Directions for this task :: All of the material should be reproduced exactly, with pictures left out.

*** Dataset extract

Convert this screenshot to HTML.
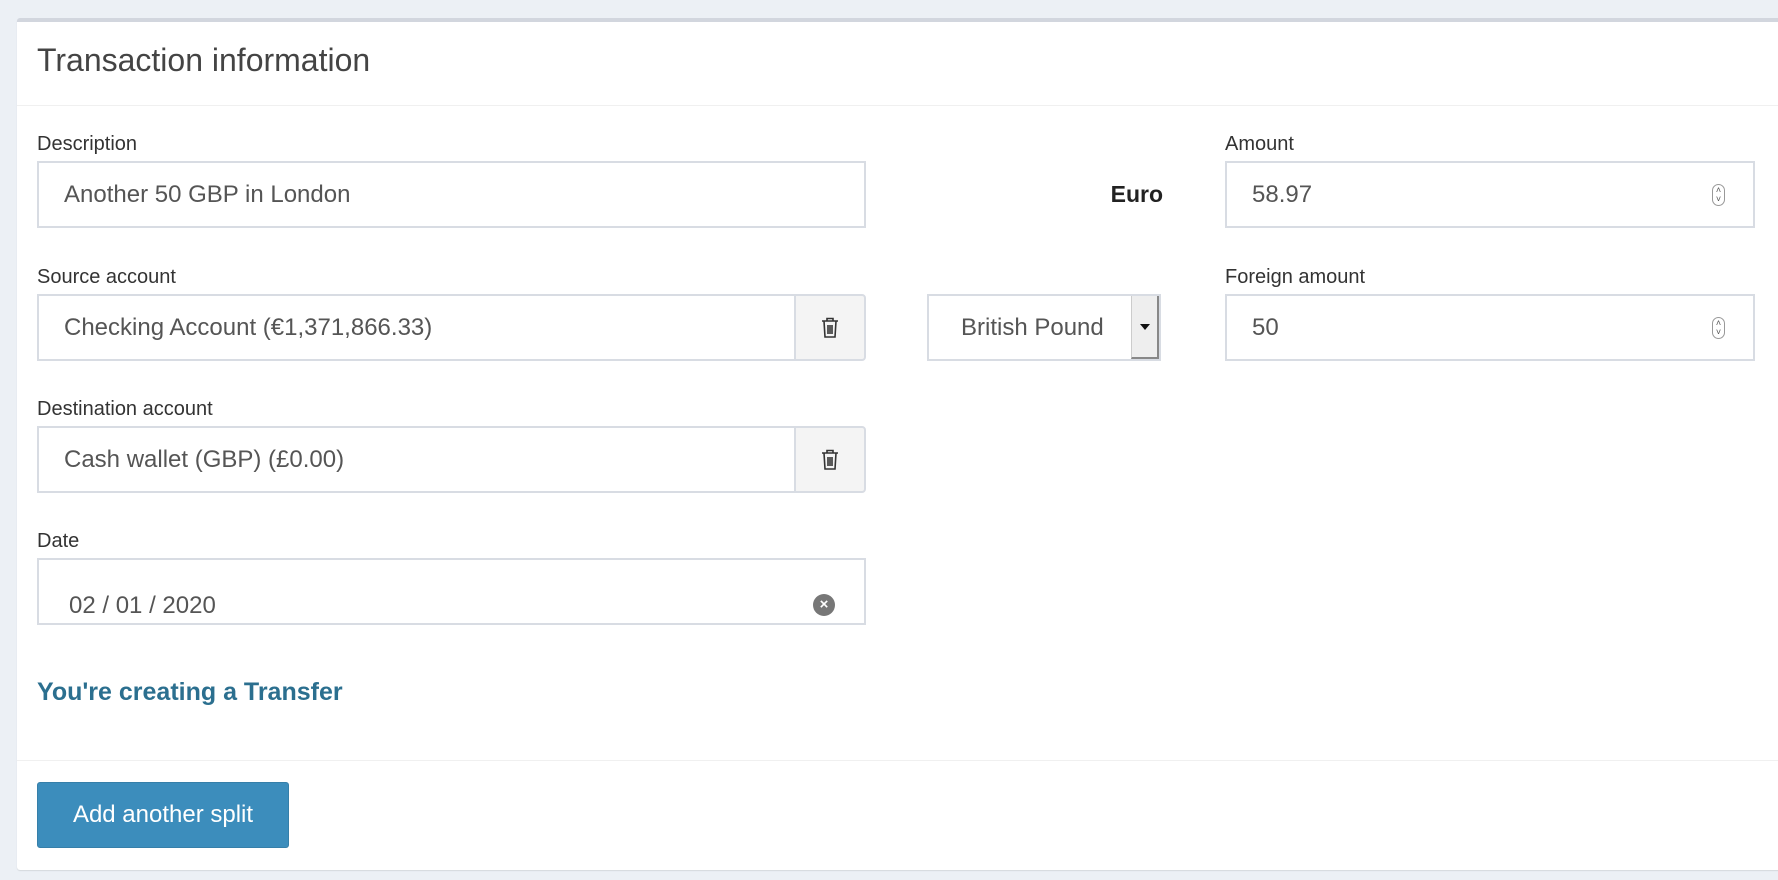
<!DOCTYPE html>
<html><head><meta charset="utf-8"><style>
*{box-sizing:border-box;margin:0;padding:0}
body{width:1778px;height:880px;background:#ecf0f5;font-family:"Liberation Sans",sans-serif;color:#333;position:relative;overflow:hidden}
.card{position:absolute;left:17px;top:18px;width:1775px;height:852px;background:#fff;border-top:4px solid #d2d6de;border-radius:3px;box-shadow:0 1px 1px rgba(0,0,0,.1)}
.a{position:absolute}
.title{left:20px;top:20px;font-size:32px;color:#444}
.hl{left:0;right:0;height:1px;background:#f0f0f0}
.lbl{font-size:20px;color:#333}
.inp{border:2px solid #d8dce3;background:#fff;font-size:24px;color:#555;padding-left:25px;display:flex;align-items:center}
.trash{border:2px solid #d8dce3;background:#f4f4f4;border-radius:0 4px 4px 0;display:flex;align-items:center;justify-content:center}
.spin{position:absolute;right:28px;top:50%;margin-top:-11px;width:13px;height:22px;border:1px solid #999;border-radius:7px;font-size:9px;line-height:9px;text-align:center;color:#555;padding-top:1px}
</style></head><body>
<div class="card">
<div class="a title">Transaction information</div>
<div class="a hl" style="top:83px"></div>

<div class="a lbl" style="left:20px;top:111px">Description</div>
<div class="a inp" style="left:20px;top:139px;width:829px;height:67px">Another 50 GBP in London</div>

<div class="a" style="left:1040px;width:106px;text-align:right;top:159px;font-size:23px;font-weight:bold;color:#222">Euro</div>
<div class="a lbl" style="left:1208px;top:111px">Amount</div>
<div class="a inp" style="left:1208px;top:139px;width:530px;height:67px">58.97<div class="spin">˄<br>˅</div></div>

<div class="a lbl" style="left:20px;top:244px">Source account</div>
<div class="a inp" style="left:20px;top:272px;width:758px;height:67px;border-right:none">Checking Account (€1,371,866.33)</div>
<div class="a trash" style="left:777px;top:272px;width:72px;height:67px"><svg width="18" height="22" viewBox="0 0 18 22" fill="none" stroke="#333" stroke-width="1.6"><path d="M1 4h16M6 4V1.5h6V4M3 4l1 16h10l1-16M7 8v9M9 8v9M11 8v9"/></svg></div>

<div class="a inp" style="left:910px;top:272px;width:234px;height:67px;padding-left:32px">British Pound
<div class="a" style="right:0;top:0;width:28px;height:63px;background:#eee;border-left:1px solid #ccc;border-right:2px solid #888;border-bottom:2px solid #888"><div style="position:absolute;left:8px;top:28px;border-left:5px solid transparent;border-right:5px solid transparent;border-top:6px solid #111"></div></div></div>

<div class="a lbl" style="left:1208px;top:244px">Foreign amount</div>
<div class="a inp" style="left:1208px;top:272px;width:530px;height:67px">50<div class="spin">˄<br>˅</div></div>

<div class="a lbl" style="left:20px;top:376px">Destination account</div>
<div class="a inp" style="left:20px;top:404px;width:758px;height:67px;border-right:none">Cash wallet (GBP) (£0.00)</div>
<div class="a trash" style="left:777px;top:404px;width:72px;height:67px"><svg width="18" height="22" viewBox="0 0 18 22" fill="none" stroke="#333" stroke-width="1.6"><path d="M1 4h16M6 4V1.5h6V4M3 4l1 16h10l1-16M7 8v9M9 8v9M11 8v9"/></svg></div>

<div class="a lbl" style="left:20px;top:508px">Date</div>
<div class="a inp" style="left:20px;top:536px;width:829px;height:67px;align-items:flex-end;padding-bottom:3px;padding-left:30px">02 / 01 / 2020
<div class="a" style="left:774px;top:34px;width:22px;height:22px;border-radius:50%;background:#777;color:#fff;font-size:15px;font-weight:bold;line-height:22px;text-align:center">×</div></div>

<div class="a" style="left:20px;top:656px;font-size:25px;font-weight:bold;color:#2b6f8f">You're creating a Transfer</div>

<div class="a hl" style="top:738px"></div>
<div class="a" style="left:20px;top:760px;width:252px;height:66px;background:#3c8dbc;border:1px solid #367fa9;border-radius:3px;color:#fff;font-size:24px;display:flex;align-items:center;justify-content:center">Add another split</div>
</div>
</body></html>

******

Task response ::
Convert this screenshot to HTML.
<!DOCTYPE html>
<html><head><meta charset="utf-8"><style>
*{box-sizing:border-box;margin:0;padding:0}
body{width:1778px;height:880px;background:#ecf0f5;font-family:"Liberation Sans",sans-serif;color:#333;position:relative;overflow:hidden}
.card{position:absolute;left:17px;top:18px;width:1775px;height:852px;background:#fff;border-top:4px solid #d2d6de;border-radius:3px;box-shadow:0 1px 1px rgba(0,0,0,.1)}
.a{position:absolute}
.title{left:20px;top:20px;font-size:32px;color:#444}
.hl{left:0;right:0;height:1px;background:#f0f0f0}
.lbl{font-size:20px;color:#333}
.inp{border:2px solid #d8dce3;background:#fff;font-size:24px;color:#555;padding-left:25px;display:flex;align-items:center}
.trash{border:2px solid #d8dce3;background:#f4f4f4;border-radius:0 4px 4px 0;display:flex;align-items:center;justify-content:center}
.spin{position:absolute;right:28px;top:50%;margin-top:-11px;width:13px;height:22px;border:1px solid #999;border-radius:7px;font-size:9px;line-height:9px;text-align:center;color:#555;padding-top:1px}
</style></head><body>
<div class="card">
<div class="a title">Transaction information</div>
<div class="a hl" style="top:83px"></div>

<div class="a lbl" style="left:20px;top:111px">Description</div>
<div class="a inp" style="left:20px;top:139px;width:829px;height:67px">Another 50 GBP in London</div>

<div class="a" style="left:1040px;width:106px;text-align:right;top:159px;font-size:23px;font-weight:bold;color:#222">Euro</div>
<div class="a lbl" style="left:1208px;top:111px">Amount</div>
<div class="a inp" style="left:1208px;top:139px;width:530px;height:67px">58.97<div class="spin">˄<br>˅</div></div>

<div class="a lbl" style="left:20px;top:244px">Source account</div>
<div class="a inp" style="left:20px;top:272px;width:758px;height:67px;border-right:none">Checking Account (€1,371,866.33)</div>
<div class="a trash" style="left:777px;top:272px;width:72px;height:67px"><svg width="18" height="22" viewBox="0 0 18 22" fill="none" stroke="#333" stroke-width="1.6"><path d="M1 4h16M6 4V1.5h6V4M3 4l1 16h10l1-16M7 8v9M9 8v9M11 8v9"/></svg></div>

<div class="a inp" style="left:910px;top:272px;width:234px;height:67px;padding-left:32px">British Pound
<div class="a" style="right:0;top:0;width:28px;height:63px;background:#eee;border-left:1px solid #ccc;border-right:2px solid #888;border-bottom:2px solid #888"><div style="position:absolute;left:8px;top:28px;border-left:5px solid transparent;border-right:5px solid transparent;border-top:6px solid #111"></div></div></div>

<div class="a lbl" style="left:1208px;top:244px">Foreign amount</div>
<div class="a inp" style="left:1208px;top:272px;width:530px;height:67px">50<div class="spin">˄<br>˅</div></div>

<div class="a lbl" style="left:20px;top:376px">Destination account</div>
<div class="a inp" style="left:20px;top:404px;width:758px;height:67px;border-right:none">Cash wallet (GBP) (£0.00)</div>
<div class="a trash" style="left:777px;top:404px;width:72px;height:67px"><svg width="18" height="22" viewBox="0 0 18 22" fill="none" stroke="#333" stroke-width="1.6"><path d="M1 4h16M6 4V1.5h6V4M3 4l1 16h10l1-16M7 8v9M9 8v9M11 8v9"/></svg></div>

<div class="a lbl" style="left:20px;top:508px">Date</div>
<div class="a inp" style="left:20px;top:536px;width:829px;height:67px;align-items:flex-end;padding-bottom:3px;padding-left:30px">02 / 01 / 2020
<div class="a" style="left:774px;top:34px;width:22px;height:22px;border-radius:50%;background:#777;color:#fff;font-size:15px;font-weight:bold;line-height:22px;text-align:center">×</div></div>

<div class="a" style="left:20px;top:656px;font-size:25px;font-weight:bold;color:#2b6f8f">You're creating a Transfer</div>

<div class="a hl" style="top:738px"></div>
<div class="a" style="left:20px;top:760px;width:252px;height:66px;background:#3c8dbc;border:1px solid #367fa9;border-radius:3px;color:#fff;font-size:24px;display:flex;align-items:center;justify-content:center">Add another split</div>
</div>
</body></html>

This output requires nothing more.